EXERCISE INSTRUCTIONS
Locate the string "screenshot" throughout the material and copy every line in which it occurs.

::::::

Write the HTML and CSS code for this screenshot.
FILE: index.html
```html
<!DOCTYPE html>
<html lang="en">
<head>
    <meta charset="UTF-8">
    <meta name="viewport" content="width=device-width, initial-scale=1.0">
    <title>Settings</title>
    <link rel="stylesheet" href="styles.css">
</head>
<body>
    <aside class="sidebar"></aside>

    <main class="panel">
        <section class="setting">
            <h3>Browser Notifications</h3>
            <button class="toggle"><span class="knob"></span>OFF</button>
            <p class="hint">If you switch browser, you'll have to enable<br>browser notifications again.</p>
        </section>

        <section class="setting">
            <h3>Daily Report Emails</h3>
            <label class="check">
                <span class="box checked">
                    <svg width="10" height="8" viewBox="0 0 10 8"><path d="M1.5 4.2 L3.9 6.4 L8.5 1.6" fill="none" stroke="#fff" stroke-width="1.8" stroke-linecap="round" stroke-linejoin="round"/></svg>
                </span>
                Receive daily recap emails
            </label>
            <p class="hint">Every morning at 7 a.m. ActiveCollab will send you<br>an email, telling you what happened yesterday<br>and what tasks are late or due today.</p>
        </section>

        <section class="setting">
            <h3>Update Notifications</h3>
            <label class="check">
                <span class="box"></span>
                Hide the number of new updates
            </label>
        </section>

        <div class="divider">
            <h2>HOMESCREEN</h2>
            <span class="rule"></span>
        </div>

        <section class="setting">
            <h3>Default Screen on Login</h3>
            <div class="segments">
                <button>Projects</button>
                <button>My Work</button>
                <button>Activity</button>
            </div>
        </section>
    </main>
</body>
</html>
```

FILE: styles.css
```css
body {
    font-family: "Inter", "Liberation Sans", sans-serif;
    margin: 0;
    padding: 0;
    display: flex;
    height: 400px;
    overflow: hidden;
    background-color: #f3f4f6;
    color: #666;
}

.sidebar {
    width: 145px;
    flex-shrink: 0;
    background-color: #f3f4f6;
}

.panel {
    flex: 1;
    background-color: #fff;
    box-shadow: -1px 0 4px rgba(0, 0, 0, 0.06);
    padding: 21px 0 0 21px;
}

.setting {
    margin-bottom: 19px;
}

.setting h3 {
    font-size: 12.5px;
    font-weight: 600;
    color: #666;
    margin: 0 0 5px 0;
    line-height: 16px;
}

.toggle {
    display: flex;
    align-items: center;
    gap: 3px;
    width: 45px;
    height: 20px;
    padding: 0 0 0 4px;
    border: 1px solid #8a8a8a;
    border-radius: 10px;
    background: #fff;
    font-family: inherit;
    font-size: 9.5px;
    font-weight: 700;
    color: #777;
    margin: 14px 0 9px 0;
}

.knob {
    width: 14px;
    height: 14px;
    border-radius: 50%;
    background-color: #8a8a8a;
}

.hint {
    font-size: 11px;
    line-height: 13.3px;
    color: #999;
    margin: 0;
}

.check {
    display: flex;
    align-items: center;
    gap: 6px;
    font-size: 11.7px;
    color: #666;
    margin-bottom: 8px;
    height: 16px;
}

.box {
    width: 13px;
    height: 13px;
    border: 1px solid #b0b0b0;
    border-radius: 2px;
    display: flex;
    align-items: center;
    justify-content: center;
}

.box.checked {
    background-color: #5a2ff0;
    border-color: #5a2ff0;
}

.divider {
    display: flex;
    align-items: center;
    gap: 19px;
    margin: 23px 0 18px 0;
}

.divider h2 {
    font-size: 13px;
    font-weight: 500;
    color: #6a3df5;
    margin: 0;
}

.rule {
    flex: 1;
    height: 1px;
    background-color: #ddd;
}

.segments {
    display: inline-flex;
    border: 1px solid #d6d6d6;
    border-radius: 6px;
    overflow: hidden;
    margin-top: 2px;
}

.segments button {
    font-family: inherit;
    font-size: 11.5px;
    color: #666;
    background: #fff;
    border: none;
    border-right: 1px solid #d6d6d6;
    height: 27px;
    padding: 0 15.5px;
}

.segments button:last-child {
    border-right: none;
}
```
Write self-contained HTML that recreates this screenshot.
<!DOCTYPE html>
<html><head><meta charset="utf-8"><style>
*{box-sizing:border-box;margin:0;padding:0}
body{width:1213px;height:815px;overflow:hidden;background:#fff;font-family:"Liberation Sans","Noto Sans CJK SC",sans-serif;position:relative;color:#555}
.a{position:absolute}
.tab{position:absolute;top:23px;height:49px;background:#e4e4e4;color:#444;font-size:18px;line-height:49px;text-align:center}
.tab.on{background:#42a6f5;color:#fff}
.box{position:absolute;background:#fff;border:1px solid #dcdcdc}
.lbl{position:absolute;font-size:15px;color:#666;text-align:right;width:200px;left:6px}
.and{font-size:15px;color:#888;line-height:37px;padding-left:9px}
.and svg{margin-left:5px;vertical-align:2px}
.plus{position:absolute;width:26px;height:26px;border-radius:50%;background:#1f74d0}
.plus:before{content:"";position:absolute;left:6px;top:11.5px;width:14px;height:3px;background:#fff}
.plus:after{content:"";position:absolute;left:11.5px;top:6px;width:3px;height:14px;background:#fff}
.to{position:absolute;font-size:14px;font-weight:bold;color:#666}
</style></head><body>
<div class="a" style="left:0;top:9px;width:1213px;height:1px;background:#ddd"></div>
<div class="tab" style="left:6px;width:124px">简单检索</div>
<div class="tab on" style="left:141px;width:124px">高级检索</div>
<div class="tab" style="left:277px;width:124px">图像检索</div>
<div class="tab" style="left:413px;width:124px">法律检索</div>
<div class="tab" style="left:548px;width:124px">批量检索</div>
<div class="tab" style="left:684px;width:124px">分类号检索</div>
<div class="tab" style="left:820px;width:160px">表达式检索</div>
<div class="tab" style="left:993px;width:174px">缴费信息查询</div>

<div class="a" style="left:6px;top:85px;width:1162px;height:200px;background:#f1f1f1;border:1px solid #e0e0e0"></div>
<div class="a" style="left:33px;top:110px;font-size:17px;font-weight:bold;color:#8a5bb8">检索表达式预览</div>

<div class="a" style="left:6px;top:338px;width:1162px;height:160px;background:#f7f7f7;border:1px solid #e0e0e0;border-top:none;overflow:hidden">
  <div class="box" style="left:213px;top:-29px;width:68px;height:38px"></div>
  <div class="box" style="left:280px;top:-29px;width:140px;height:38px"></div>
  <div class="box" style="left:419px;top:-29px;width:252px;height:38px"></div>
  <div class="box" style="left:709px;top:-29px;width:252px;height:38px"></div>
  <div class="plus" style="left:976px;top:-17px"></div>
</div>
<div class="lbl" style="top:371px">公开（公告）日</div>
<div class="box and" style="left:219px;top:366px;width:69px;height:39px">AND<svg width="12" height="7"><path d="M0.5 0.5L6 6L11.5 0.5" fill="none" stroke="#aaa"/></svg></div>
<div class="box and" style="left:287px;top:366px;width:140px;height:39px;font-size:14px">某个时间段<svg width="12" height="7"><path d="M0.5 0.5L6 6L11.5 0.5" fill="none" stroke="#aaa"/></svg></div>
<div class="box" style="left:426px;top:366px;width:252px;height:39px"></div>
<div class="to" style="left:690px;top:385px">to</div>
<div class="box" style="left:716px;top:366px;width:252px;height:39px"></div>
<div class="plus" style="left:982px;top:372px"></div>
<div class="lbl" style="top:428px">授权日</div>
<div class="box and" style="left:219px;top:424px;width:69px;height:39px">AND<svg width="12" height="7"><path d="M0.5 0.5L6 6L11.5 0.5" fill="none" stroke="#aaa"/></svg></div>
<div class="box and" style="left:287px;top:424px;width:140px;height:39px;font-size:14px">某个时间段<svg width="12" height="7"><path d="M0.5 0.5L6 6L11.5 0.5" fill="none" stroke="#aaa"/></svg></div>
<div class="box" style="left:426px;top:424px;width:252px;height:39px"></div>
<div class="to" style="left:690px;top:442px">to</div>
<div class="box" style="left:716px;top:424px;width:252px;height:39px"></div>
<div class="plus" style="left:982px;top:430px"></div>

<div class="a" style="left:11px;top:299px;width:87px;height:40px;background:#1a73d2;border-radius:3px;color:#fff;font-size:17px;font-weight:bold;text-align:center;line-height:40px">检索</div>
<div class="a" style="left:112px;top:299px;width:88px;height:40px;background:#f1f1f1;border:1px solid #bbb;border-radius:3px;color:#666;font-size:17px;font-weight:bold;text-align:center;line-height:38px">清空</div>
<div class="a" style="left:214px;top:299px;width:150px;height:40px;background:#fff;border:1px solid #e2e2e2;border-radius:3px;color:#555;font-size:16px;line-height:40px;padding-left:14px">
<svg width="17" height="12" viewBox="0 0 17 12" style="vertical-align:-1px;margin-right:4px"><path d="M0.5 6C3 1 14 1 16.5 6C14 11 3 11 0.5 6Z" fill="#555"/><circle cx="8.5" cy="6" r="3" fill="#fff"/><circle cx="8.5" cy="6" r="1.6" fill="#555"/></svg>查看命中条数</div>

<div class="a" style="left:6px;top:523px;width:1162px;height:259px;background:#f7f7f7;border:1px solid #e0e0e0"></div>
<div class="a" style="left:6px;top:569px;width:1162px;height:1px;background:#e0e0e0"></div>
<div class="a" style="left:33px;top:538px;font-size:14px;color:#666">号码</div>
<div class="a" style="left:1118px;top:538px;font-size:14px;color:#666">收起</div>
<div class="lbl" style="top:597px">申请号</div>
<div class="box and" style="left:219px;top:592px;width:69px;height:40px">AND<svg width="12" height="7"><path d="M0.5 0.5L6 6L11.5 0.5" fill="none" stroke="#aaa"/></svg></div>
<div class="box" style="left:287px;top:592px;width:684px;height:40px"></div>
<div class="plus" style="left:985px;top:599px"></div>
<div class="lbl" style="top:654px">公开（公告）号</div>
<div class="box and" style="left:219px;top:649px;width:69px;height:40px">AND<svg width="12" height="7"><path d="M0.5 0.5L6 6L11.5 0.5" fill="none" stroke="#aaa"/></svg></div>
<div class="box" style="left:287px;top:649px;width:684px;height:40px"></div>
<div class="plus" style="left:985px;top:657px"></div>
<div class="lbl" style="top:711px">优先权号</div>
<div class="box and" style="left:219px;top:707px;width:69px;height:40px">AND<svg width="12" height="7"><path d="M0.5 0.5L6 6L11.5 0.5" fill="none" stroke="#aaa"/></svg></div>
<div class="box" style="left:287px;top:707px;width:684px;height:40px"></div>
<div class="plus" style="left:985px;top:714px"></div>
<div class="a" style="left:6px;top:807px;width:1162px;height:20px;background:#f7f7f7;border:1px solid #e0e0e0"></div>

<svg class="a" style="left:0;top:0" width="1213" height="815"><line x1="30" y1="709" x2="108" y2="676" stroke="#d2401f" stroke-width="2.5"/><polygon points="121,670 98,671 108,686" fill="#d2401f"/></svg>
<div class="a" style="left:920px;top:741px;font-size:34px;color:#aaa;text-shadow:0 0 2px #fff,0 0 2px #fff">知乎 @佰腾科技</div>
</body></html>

::::::

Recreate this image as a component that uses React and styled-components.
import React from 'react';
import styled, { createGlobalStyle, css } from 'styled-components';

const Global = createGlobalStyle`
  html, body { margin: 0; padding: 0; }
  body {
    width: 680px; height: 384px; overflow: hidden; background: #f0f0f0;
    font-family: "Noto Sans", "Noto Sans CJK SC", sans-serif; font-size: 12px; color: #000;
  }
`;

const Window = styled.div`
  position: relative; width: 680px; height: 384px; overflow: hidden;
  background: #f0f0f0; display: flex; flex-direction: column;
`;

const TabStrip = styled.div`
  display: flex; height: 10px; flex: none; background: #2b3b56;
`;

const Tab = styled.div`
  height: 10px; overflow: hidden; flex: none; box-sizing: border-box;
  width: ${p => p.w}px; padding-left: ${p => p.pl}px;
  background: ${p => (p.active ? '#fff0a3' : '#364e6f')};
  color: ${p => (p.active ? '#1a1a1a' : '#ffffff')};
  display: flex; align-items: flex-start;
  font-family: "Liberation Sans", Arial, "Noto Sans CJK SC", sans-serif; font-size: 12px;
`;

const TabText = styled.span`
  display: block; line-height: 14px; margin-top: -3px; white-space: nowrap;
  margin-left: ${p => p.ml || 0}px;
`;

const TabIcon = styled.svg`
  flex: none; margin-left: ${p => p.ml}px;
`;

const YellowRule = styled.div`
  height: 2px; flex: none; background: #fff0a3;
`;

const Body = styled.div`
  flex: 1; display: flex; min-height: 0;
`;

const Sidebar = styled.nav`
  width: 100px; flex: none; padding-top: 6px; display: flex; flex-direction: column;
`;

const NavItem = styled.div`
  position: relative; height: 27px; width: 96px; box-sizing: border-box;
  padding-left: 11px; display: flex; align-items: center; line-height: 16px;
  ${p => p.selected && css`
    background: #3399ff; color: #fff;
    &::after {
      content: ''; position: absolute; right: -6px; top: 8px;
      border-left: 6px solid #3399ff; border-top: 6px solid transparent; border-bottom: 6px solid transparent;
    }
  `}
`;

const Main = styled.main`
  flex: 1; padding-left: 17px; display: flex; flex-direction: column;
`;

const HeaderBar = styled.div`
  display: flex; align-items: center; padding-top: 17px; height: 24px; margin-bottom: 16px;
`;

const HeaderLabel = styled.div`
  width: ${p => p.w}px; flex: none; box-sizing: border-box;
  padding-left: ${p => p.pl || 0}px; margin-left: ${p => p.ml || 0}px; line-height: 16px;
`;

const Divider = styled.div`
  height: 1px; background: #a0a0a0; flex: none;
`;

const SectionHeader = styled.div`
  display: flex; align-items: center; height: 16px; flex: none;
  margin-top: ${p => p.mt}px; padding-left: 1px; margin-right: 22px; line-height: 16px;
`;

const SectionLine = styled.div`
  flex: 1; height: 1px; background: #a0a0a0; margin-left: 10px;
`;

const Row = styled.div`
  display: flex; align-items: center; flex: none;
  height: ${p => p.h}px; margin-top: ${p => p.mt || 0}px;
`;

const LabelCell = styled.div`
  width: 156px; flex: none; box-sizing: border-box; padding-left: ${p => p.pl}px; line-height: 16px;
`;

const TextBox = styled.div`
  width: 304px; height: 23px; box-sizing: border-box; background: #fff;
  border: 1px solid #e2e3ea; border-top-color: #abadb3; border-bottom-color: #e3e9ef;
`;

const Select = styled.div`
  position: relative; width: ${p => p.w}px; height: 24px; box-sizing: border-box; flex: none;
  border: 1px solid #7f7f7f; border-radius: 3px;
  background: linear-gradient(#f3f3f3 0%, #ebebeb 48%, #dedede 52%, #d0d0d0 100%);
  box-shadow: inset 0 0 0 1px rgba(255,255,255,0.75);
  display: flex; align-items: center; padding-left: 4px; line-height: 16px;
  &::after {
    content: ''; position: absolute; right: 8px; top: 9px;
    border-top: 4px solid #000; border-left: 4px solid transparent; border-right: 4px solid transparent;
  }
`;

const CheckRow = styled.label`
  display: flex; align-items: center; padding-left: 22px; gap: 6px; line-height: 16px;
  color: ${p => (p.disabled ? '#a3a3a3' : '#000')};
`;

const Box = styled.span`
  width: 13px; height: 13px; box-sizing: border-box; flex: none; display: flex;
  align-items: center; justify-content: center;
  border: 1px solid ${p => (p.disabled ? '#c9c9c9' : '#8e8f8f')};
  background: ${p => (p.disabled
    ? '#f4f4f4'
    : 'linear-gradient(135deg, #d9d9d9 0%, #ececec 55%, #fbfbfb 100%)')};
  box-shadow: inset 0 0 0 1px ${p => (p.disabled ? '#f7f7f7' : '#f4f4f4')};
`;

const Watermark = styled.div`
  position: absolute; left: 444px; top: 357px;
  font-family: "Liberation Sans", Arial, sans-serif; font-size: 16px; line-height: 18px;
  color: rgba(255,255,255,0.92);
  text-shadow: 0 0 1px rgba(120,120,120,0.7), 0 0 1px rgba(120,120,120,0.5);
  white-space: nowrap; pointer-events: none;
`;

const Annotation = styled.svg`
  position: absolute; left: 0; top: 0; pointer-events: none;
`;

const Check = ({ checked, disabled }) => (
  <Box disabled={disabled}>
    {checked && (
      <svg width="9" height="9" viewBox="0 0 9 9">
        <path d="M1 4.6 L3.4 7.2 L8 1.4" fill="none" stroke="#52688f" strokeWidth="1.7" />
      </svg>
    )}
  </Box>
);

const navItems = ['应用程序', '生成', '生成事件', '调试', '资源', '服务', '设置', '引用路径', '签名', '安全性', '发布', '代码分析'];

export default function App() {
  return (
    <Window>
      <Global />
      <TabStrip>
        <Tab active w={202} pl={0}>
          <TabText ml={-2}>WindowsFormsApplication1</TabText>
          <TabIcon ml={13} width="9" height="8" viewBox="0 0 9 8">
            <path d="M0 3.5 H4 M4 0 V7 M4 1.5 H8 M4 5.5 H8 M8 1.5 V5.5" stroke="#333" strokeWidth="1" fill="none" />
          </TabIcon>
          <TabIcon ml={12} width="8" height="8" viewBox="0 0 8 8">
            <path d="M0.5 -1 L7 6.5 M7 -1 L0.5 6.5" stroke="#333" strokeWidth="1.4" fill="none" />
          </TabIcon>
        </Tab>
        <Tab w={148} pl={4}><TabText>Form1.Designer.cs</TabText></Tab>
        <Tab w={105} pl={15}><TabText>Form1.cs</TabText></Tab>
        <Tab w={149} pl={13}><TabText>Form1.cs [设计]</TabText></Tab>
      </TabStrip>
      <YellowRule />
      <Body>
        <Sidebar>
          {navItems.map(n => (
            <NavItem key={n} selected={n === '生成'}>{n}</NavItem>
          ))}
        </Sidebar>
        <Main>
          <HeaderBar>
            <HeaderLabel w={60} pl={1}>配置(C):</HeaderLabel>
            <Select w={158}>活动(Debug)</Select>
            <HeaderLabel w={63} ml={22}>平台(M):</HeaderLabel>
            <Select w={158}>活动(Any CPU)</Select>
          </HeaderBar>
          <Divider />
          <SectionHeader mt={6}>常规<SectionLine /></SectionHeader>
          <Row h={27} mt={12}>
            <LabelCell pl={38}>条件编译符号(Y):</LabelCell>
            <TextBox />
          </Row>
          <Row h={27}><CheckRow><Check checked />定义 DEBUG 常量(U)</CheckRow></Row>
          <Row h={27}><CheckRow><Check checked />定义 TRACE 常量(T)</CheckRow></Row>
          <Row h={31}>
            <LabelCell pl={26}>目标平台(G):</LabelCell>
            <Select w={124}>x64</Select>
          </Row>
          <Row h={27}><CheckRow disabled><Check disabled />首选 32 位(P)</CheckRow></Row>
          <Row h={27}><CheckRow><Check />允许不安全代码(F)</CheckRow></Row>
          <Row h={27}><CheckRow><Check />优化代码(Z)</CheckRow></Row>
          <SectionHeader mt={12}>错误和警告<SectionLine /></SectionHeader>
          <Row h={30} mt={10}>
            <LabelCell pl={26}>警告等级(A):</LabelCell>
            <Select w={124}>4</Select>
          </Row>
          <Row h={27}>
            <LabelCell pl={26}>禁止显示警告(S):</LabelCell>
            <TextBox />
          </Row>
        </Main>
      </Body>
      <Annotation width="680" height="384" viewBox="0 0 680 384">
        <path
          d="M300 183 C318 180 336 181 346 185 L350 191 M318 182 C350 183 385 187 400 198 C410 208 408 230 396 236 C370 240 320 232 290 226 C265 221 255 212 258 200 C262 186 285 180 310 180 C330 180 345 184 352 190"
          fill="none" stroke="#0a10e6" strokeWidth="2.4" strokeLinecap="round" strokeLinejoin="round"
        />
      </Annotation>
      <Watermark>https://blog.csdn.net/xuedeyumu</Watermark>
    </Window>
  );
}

::::::

TASK OUTPUT
Write the HTML and CSS code for this screenshot.
Write self-contained HTML that recreates this screenshot.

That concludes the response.